El sangriento petróleo lo explica todo

En la modalidad en auge de guerras por delegación en Oriente Medio, la de Yemen, que ya ha cumplido un año, resulta especialmente sucia. Es la guerra sobre la que a todo el mundo le conviene callar. El número de muertos, heridos y desplazados no alcanza cifras tan escandalosas como las de Siria o Irak para que se hagan eco los grandes medios de comunicación globales, y a remolque actúen los organismos internacionales. Los recursos energéticos o geoestratégicos de Yemen tampoco despiertan codicias tan abiertas como las norteamericanas o las rusas en Afganistán, o las de todos en Libia. Y su emplazamiento condena al país a ser el patio trasero del amigo saudí, para alivio de una Europa incapaz de gestionar las múltiples crisis que se le agolpan. Yemen, la Arabia felix latina, es hoy uno de los lugares más lúgubres del planeta, cuatro años después de que un consenso sin precedentes de grupos políticos y sociedad civil forzara a Ali Abdalá Saleh, el dictador más longevo del mundo árabe tras Gaddafi, a abandonar el poder.

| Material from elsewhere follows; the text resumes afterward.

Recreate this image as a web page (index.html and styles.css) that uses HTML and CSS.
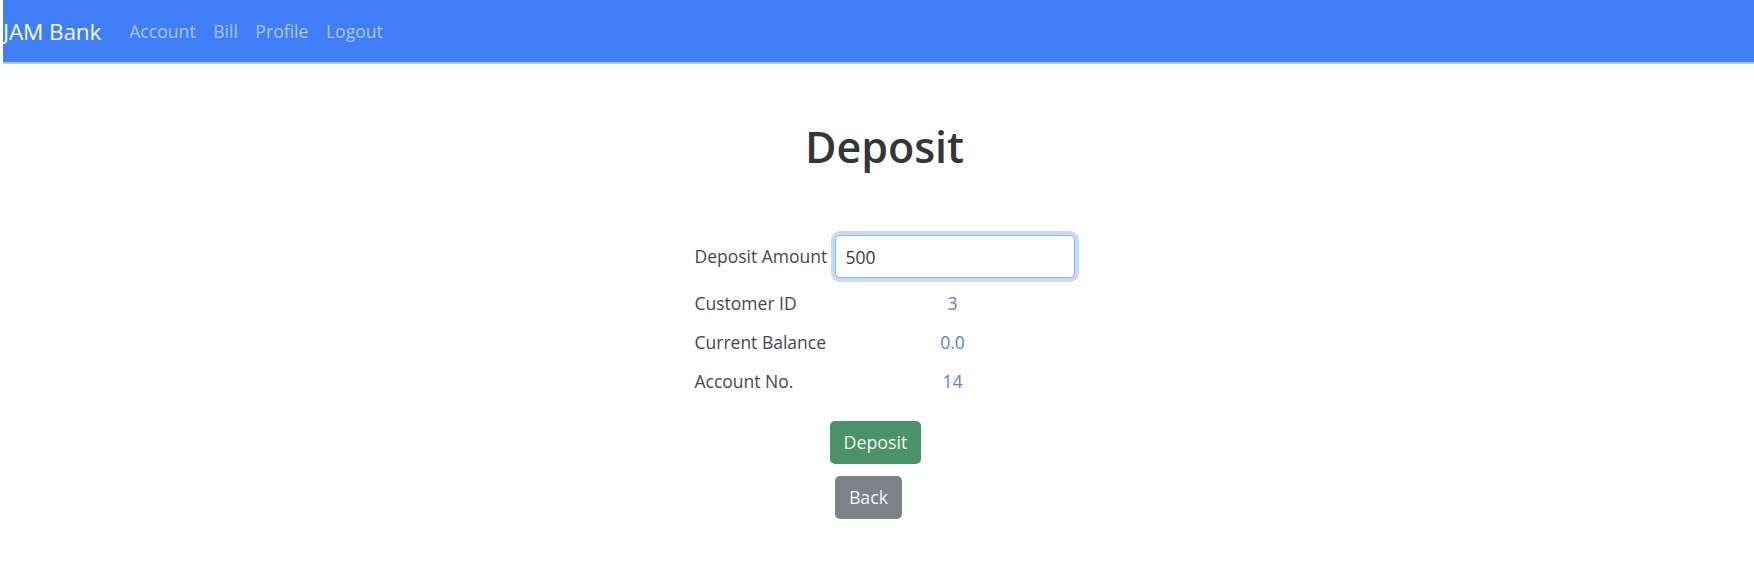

Pero Saleh se marchó delegando poderes en Abd Rabbuh Mansur Hadi, su vicepresidente, un militar sureño hábil en interpretar el aire de los tiempos. El traspaso fue negociado con el Consejo de Cooperación del Golfo (CCG), en un calculado intento de sus vecinos de poner coto a una revolución que podía “infiltrarse” por sus fronteras. Que ello implicara azuzar los enfrentamientos tribales, regionales y sectarios que históricamente han asolado el país y que la revolución yemení había conseguido aparcar, poco importaba. Más bien al contrario: la sectarización es el arma más efectiva que, de momento, han encontrado los Estados del Golfo en su particular batalla por el control de Oriente Medio y contra Irán.